OBJECTIVE. Return each line of the data below exactly, omitting any pictures.

───── DATA EXTRACT

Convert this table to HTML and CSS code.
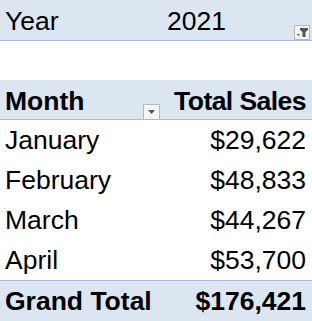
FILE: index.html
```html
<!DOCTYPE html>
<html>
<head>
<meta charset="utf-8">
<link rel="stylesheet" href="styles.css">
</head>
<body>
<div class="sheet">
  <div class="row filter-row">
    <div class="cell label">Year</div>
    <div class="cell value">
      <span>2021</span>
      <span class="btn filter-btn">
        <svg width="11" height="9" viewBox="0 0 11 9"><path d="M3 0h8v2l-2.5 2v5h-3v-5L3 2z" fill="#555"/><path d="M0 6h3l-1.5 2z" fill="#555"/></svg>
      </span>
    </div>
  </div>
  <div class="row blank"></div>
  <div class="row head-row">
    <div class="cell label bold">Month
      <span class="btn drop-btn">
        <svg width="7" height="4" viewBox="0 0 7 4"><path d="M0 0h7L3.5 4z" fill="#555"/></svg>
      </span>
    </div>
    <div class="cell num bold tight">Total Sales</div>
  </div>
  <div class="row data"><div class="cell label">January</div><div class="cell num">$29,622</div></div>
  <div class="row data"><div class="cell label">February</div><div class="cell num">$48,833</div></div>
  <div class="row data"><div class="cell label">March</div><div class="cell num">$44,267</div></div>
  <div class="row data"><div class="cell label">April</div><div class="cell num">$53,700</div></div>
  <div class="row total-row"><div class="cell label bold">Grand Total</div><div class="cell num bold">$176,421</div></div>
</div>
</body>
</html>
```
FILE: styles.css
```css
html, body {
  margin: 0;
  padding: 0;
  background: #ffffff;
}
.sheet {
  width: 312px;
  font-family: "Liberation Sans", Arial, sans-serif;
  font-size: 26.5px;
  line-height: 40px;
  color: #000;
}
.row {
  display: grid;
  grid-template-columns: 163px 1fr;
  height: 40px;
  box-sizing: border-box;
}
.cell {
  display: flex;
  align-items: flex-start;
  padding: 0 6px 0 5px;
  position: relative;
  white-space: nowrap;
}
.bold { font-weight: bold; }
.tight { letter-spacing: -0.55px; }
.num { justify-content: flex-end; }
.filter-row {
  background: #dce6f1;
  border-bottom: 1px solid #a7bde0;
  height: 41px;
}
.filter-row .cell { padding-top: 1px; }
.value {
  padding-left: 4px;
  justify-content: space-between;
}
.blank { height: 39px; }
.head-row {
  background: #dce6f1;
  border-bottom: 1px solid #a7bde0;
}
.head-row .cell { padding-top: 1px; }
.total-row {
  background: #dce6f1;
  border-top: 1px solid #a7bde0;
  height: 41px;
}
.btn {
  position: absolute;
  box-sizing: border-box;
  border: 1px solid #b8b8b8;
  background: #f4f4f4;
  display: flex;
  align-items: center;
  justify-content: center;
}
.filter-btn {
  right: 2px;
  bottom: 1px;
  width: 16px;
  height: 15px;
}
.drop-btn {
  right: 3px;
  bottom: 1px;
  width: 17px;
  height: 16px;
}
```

──────────

ANSWER TO THE PROBLEM.
Convert this table to HTML and CSS code.
FILE: index.html
```html
<!DOCTYPE html>
<html>
<head>
<meta charset="utf-8">
<link rel="stylesheet" href="styles.css">
</head>
<body>
<div class="sheet">
  <div class="row filter-row">
    <div class="cell label">Year</div>
    <div class="cell value">
      <span>2021</span>
      <span class="btn filter-btn">
        <svg width="11" height="9" viewBox="0 0 11 9"><path d="M3 0h8v2l-2.5 2v5h-3v-5L3 2z" fill="#555"/><path d="M0 6h3l-1.5 2z" fill="#555"/></svg>
      </span>
    </div>
  </div>
  <div class="row blank"></div>
  <div class="row head-row">
    <div class="cell label bold">Month
      <span class="btn drop-btn">
        <svg width="7" height="4" viewBox="0 0 7 4"><path d="M0 0h7L3.5 4z" fill="#555"/></svg>
      </span>
    </div>
    <div class="cell num bold tight">Total Sales</div>
  </div>
  <div class="row data"><div class="cell label">January</div><div class="cell num">$29,622</div></div>
  <div class="row data"><div class="cell label">February</div><div class="cell num">$48,833</div></div>
  <div class="row data"><div class="cell label">March</div><div class="cell num">$44,267</div></div>
  <div class="row data"><div class="cell label">April</div><div class="cell num">$53,700</div></div>
  <div class="row total-row"><div class="cell label bold">Grand Total</div><div class="cell num bold">$176,421</div></div>
</div>
</body>
</html>
```
FILE: styles.css
```css
html, body {
  margin: 0;
  padding: 0;
  background: #ffffff;
}
.sheet {
  width: 312px;
  font-family: "Liberation Sans", Arial, sans-serif;
  font-size: 26.5px;
  line-height: 40px;
  color: #000;
}
.row {
  display: grid;
  grid-template-columns: 163px 1fr;
  height: 40px;
  box-sizing: border-box;
}
.cell {
  display: flex;
  align-items: flex-start;
  padding: 0 6px 0 5px;
  position: relative;
  white-space: nowrap;
}
.bold { font-weight: bold; }
.tight { letter-spacing: -0.55px; }
.num { justify-content: flex-end; }
.filter-row {
  background: #dce6f1;
  border-bottom: 1px solid #a7bde0;
  height: 41px;
}
.filter-row .cell { padding-top: 1px; }
.value {
  padding-left: 4px;
  justify-content: space-between;
}
.blank { height: 39px; }
.head-row {
  background: #dce6f1;
  border-bottom: 1px solid #a7bde0;
}
.head-row .cell { padding-top: 1px; }
.total-row {
  background: #dce6f1;
  border-top: 1px solid #a7bde0;
  height: 41px;
}
.btn {
  position: absolute;
  box-sizing: border-box;
  border: 1px solid #b8b8b8;
  background: #f4f4f4;
  display: flex;
  align-items: center;
  justify-content: center;
}
.filter-btn {
  right: 2px;
  bottom: 1px;
  width: 16px;
  height: 15px;
}
.drop-btn {
  right: 3px;
  bottom: 1px;
  width: 17px;
  height: 16px;
}
```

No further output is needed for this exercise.